In Mysterium, the faster a psychic fulfills their task, the more clairvoyant they are, the more clairvoyancy points and moves on the track of the same name they get. Even after successfully discovering their three-card combination, psychics continue to play and score points. In particular, they can express their opinion on other psychics' choices by playing any remaining clairvoyance tokens.
The double-sided clairvoyance track, along which the psychics progress by scoring points;
the number of players determines which side is used
In Mysterium, each psychic has a limited number of clairvoyancy tokens which allow them to express their agreement or disagreement with another player’s intuition. A psychic has four or six tokens (depending on the number of players) to give their opinion.
A psychic has an equal number of agreement and disagreement clairvoyancy tokens
The tokens can earn points on the clairvoyancy track in both cases: agreeing with an intuition which turns out right, or disagreeing with an intuition which turns out false. Disagreeing in a cooperative game can finally earn you points! Moving up on the track allows us to measure the efficiency of a psychic, their level of clairvoyancy during the game. This progression is individual, but will help all psychics during the final phase.
Example of clairvoyancy point scoring
During the event reconstruction phase, the clairvoyancy tokens allow players to avoid one of the pitfalls of cooperative games: the leader or "alpha player" effect. Even if a player didn't express themselves orally during the debates, they can still make their opinion known using the tokens and their thoughts will have weight in the game. They also allow us to strengthen the cooperation between players. Psychics have a vested interest in the cards received by other players throughout the game, as they must express their opinion in order to score points and maximize the whole group's chances of finding the true culprit at the end of the game! The clairvoyancy tokens allow us to involve the psychics more deeply and each of them now takes an active role in the debates.
Psychic Sleeves for Smooth Transitions
In Tajemnicze Domostwo, the psychics had individual boards to represent their progress in their investigation.
Each psychic has his own sleeve, in which the three cards forming the required combination will be stored
In Mysterium, the ghost cards are held behind the game screen and cannot be used for the final phase, leaving only the psychic cards arranged on the table. Each psychic has his own sleeve in which to store the psychic cards collected during the reconstruction of events. For the final phase of the game, the character, location and object progress boards are cleared to one side. The suspect groups are easier to form as the cards for each combination are held directly in each psychic's sleeve. The sleeves also serve another purpose, holding the clairvoyance tokens used for the straw poll during the final phase.

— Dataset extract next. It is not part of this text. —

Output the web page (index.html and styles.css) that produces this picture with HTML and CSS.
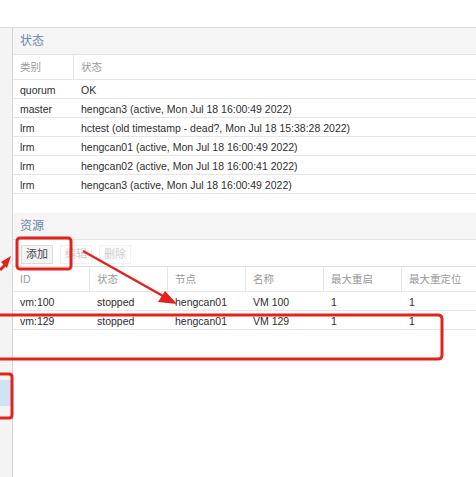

The cards collected by each psychic are arranged in groups during the suspect line-up
A New Final Phase
In Tajemnicze Domostwo, the ghost cards that form the combinations are placed face down at the start of the game and are revealed as the investigation progresses. When all of these ghost cards have been revealed, they are re-used for the final phase. Psychic cards, on the other hand, are returned to the game box as they are played.
In Mysterium, once the suspect groups have been identified, the ghost will send a shared vision to the psychics. Made up of three cards — one being a reference to a character, one to the location, and the last one to the object, but be careful, the cards will have been shuffled! — the psychics will not have access to them the same way, depending on their clairvoyancy level.
The players with the fewest points on the clairvoyancy track will have access only to a single card, without knowing if it refers to the character, location, or object card. They will secretly, and without consulting each other, vote first by placing a clairvoyancy token, numbered on the back, in their personal sleeve. Then it'll be the turn of the moderately clairvoyant psychics to secretly vote while having access to two cards. Finally, the most effective psychics (who will therefore have access to all three cards) will also vote individually and in silence. Even though players vote individually, Mysterium remains a cooperative game as the culprit is designated by the majority. When revealing the culprit, the ghost's vision is formed, transmitted and voted on in total silence, adding extra tension to this special phase of the game.
The level of access to the final, shared vision may vary between players, based on their progress along the clairvoyance track
The more accurate a player's intuitions during the reconstruction of events, the more clues they see
before voting in the straw poll, potentially increasing their chances of voting for the true culprit
The clairvoyance tokens have numbered backs; psychics vote by placing the token bearing the number
that matches their chosen group of cards into their sleeve
In Tajemnicze Domostwo, the psychics had many chances to discover the culprit if they had enough rounds left. In Mysterium, the shared vision sent by the ghost is also the last, and the psychics have only a single chance to discover the true culprit. Therefore, the tension reaches its highest point for the psychics as well as the ghost. Unlike the rest of the game, he has only a single chance to get his message across and he can't afford to miss it! The occasion to check that the spiritual bond between psychics and ghost was truly clear!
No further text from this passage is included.